Two more opinions this morning about the Justice Department sued to block the American-US Airways merger. First, from Cranky Flier:
[I]f DOJ really wanted to settle for slots at National, it would have done so before filing such a strongly-worded, broad case. Now it has sort of pinned itself into a corner. If it settles, it sets precedent that can be used against it in the future. If it goes ahead with trial, it risks everything.
See, if it goes to trial, then the judge will review the case on its merits. And the end result will be binary. Either the DOJ’s complaint is validated (which still seems unlikely at this point, though we don’t know if DOJ has something more substantial hidden somewhere) or it’s shot down. And if it’s shot down, then the new American not only gets to merge, but it gets to keep all its slots at National and everywhere else. That’s quite a risk to take.

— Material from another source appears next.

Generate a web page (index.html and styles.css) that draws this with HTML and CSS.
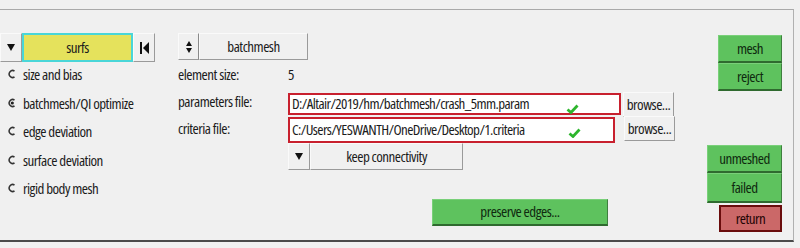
FILE: index.html
```html
<!DOCTYPE html>
<html>
<head>
<meta charset="utf-8">
<link rel="stylesheet" href="styles.css">
</head>
<body>
<div class="panel">
  <div class="col-left">
    <div class="entity-row">
      <button class="btn icon-btn"><svg width="8" height="8" viewBox="0 0 8 8"><polygon points="0,0 8,0 4,7" fill="#111"/></svg></button>
      <div class="entity-field">surfs</div>
      <button class="btn icon-btn"><svg width="9" height="12" viewBox="0 0 9 12"><rect x="0" y="0" width="2" height="12" fill="#111"/><polygon points="9,0 9,12 3,6" fill="#111"/></svg></button>
    </div>
    <ul class="radios">
      <li><span class="radio"><svg width="8" height="10" viewBox="0 0 8 10"><path d="M6.5 2 A3.5 3.5 0 1 0 6.5 8" fill="none" stroke="#333" stroke-width="1.5"/></svg></span>size and bias</li>
      <li><span class="radio"><svg width="8" height="10" viewBox="0 0 8 10"><path d="M6.5 2 A3.5 3.5 0 1 0 6.5 8" fill="none" stroke="#333" stroke-width="1.5"/><circle cx="4.3" cy="5" r="1.6" fill="#222"/></svg></span>batchmesh/QI optimize</li>
      <li><span class="radio"><svg width="8" height="10" viewBox="0 0 8 10"><path d="M6.5 2 A3.5 3.5 0 1 0 6.5 8" fill="none" stroke="#333" stroke-width="1.5"/></svg></span>edge deviation</li>
      <li><span class="radio"><svg width="8" height="10" viewBox="0 0 8 10"><path d="M6.5 2 A3.5 3.5 0 1 0 6.5 8" fill="none" stroke="#333" stroke-width="1.5"/></svg></span>surface deviation</li>
      <li><span class="radio"><svg width="8" height="10" viewBox="0 0 8 10"><path d="M6.5 2 A3.5 3.5 0 1 0 6.5 8" fill="none" stroke="#333" stroke-width="1.5"/></svg></span>rigid body mesh</li>
    </ul>
  </div>

  <div class="col-mid">
    <div class="mode-row">
      <button class="btn updown-btn"><svg width="6" height="12" viewBox="0 0 6 12"><polygon points="0,5 3,0 6,5" fill="#111"/><polygon points="0,7 6,7 3,12" fill="#111"/></svg></button>
      <button class="btn mode-btn">batchmesh</button>
    </div>
    <div class="form">
      <div class="label">element size:</div>
      <div class="value">5</div>
      <div class="label">parameters file:</div>
      <div class="file-row">
        <div class="file-field w1"><span class="path">D:/Altair/2019/hm/batchmesh/crash_5mm.param</span><svg class="check" width="13" height="10" viewBox="0 0 13 10"><path d="M1.5 5.5 L5 8.5 L11.5 1.5" fill="none" stroke="#2db52d" stroke-width="2.8"/></svg></div>
        <button class="btn browse-btn">browse...</button>
      </div>
      <div class="label">criteria file:</div>
      <div class="file-row">
        <div class="file-field w2"><span class="path">C:/Users/YESWANTH/OneDrive/Desktop/1.criteria</span><svg class="check" width="13" height="10" viewBox="0 0 13 10"><path d="M1.5 5.5 L5 8.5 L11.5 1.5" fill="none" stroke="#2db52d" stroke-width="2.8"/></svg></div>
        <button class="btn browse-btn b2">browse...</button>
      </div>
      <div></div>
      <div class="conn-row">
        <button class="btn icon-btn small"><svg width="8" height="8" viewBox="0 0 8 8"><polygon points="0,0 8,0 4,7" fill="#111"/></svg></button>
        <button class="btn conn-btn">keep connectivity</button>
      </div>
      <div></div>
      <div class="preserve-row">
        <button class="gbtn preserve-btn">preserve edges...</button>
      </div>
    </div>
  </div>

  <div class="col-right">
    <button class="gbtn rbtn narrow">mesh</button>
    <button class="gbtn rbtn narrow">reject</button>
    <div class="spacer"></div>
    <button class="gbtn rbtn wide">unmeshed</button>
    <button class="gbtn rbtn wide tall">failed</button>
    <button class="rbtn return-btn">return</button>
  </div>
</div>
</body>
</html>
```

FILE: styles.css
```css
* { box-sizing: border-box; }
html, body {
  margin: 0;
  background: #f0f0f0;
}
body {
  font-family: "Open Sans", "DejaVu Sans", sans-serif;
  font-stretch: 75%;
  font-size: 15px;
  letter-spacing: -0.5px;
  color: #1c1c1c;
}
button {
  font: inherit;
  letter-spacing: inherit;
  color: inherit;
  margin: 0;
  padding: 0;
}
.panel {
  margin-top: 9px;
  width: 794px;
  height: 233px;
  border-top: 1px solid #a9a9a9;
  border-right: 1px solid #b0b0b0;
  border-bottom: 2px solid #4a4a4a;
  display: flex;
  padding-top: 23px;
}
.btn {
  background: #f0f0f0;
  border: 1px solid;
  border-color: #fafafa #9a9a9a #9a9a9a #fafafa;
  display: flex;
  align-items: center;
  justify-content: center;
}
.col-left {
  width: 155px;
  flex-shrink: 0;
}
.entity-row {
  display: flex;
  height: 29px;
}
.icon-btn {
  width: 22px;
  height: 100%;
}
.entity-field {
  width: 111px;
  background: #e5e25c;
  border: 2px solid #49d6d8;
  display: flex;
  align-items: center;
  justify-content: center;
  padding-bottom: 2px;
}
.radios {
  list-style: none;
  margin: 0;
  padding: 0;
  margin-top: -1px;
}
.radios li {
  height: 28.5px;
  display: flex;
  align-items: center;
  padding-left: 8px;
  padding-bottom: 2px;
}
.radio {
  width: 15px;
  display: flex;
  align-items: center;
}
.radio svg { display: block; }

.col-mid {
  margin-left: 23px;
  width: 496px;
  flex-shrink: 0;
}
.mode-row {
  display: flex;
  height: 27px;
}
.updown-btn {
  width: 21px;
  border-right-color: #8a8a8a;
}
.mode-btn {
  width: 109px;
  padding-bottom: 2px;
}
.form {
  display: grid;
  grid-template-columns: 110px 1fr;
  grid-template-rows: 28px 26px 28px 27px 56px;
  margin-top: 1px;
}
.label, .value {
  display: flex;
  align-items: center;
  padding-bottom: 2px;
}
.file-row {
  display: flex;
  align-items: stretch;
}
.file-field {
  border: 2px solid #c8202e;
  background: #fff;
  display: flex;
  align-items: center;
  padding-left: 2px;
  position: relative;
}
.w1 { width: 333px; margin-top: 4px; }
.w2 { width: 327px; margin-top: 2px; }
.path {
  flex: 1;
  padding-bottom: 2px;
  letter-spacing: -0.6px;
}
.check {
  position: absolute;
  right: 40px;
  top: 9px;
}
.w2 .check { right: 32px; }
.browse-btn {
  width: 51px;
  height: 25px;
  margin-left: 2px;
  margin-top: 3px;
  padding-bottom: 2px;
}
.b2 { margin-left: 9px; margin-top: 1px; }
.conn-row {
  display: flex;
  height: 27px;
}
.icon-btn.small { width: 22px; }
.conn-btn {
  width: 153px;
  padding-bottom: 2px;
}
.preserve-row {
  padding-top: 29px;
  padding-left: 144px;
}
.gbtn {
  background: #5ec25e;
  border: 1px solid;
  border-color: #79d079 #3f7f3f #2f6a2f #79d079;
  border-bottom-width: 2px;
  color: #0f2a0f;
  display: flex;
  align-items: center;
  justify-content: center;
  padding-bottom: 2px;
}
.preserve-btn {
  width: 176px;
  height: 27px;
}
.col-right {
  margin-left: auto;
  margin-right: 11px;
  margin-top: 2px;
  display: flex;
  flex-direction: column;
  align-items: flex-end;
}
.rbtn { height: 28px; }
.narrow { width: 64px; height: 28px; }
.wide { width: 75px; }
.tall { height: 30px; }
.spacer { height: 54px; }
.return-btn {
  width: 63px;
  height: 27px;
  margin-top: 2px;
  background: #cb6868;
  border: 2px solid #6a0c0c;
  color: #1f0505;
  display: flex;
  align-items: center;
  justify-content: center;
  padding-bottom: 2px;
}
```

Clearly DOJ thinks that it can win this thing or it never would have taken a chance like this. But it’s a huge gamble. Now we just have to wait and see what happens.
The Economist's Gulliver Blog also weighs in about whether deregulation is to blame:
The consolidation of air service at central hub cities is bad news for cities that aren't hubs. But it's great news for the cities that are. It's good for airlines that are saving money by shutting down inefficient routes. If it's encouraging businesses and people to move to more densely populated areas, well, there are numerous economic and environmental benefits to having people live and work closer together. And the loss or decline of network carrier service to some small airports has fuelled the rise of ultra-low-cost carriers at some of those same airports. All of which is to say: the decline of small and medium-size airports is less of an unmitigated disaster and more of a mixed bag than Mr Longman and Ms Khan make it out to be. Returning to a more regulated airline industry would be a huge political lift with countless unintended consequences. It's worth thinking about how deregulation has changed the face of the airline industry. But the troubles of America's smaller airports—and the communities they serve—have roots far deeper than the demise of the Civil Aeronautics Board.
The merger will, of course, cause some more consolidation. The alternative is that we have two giant global airlines and two smaller ones that can't possibly survive much longer.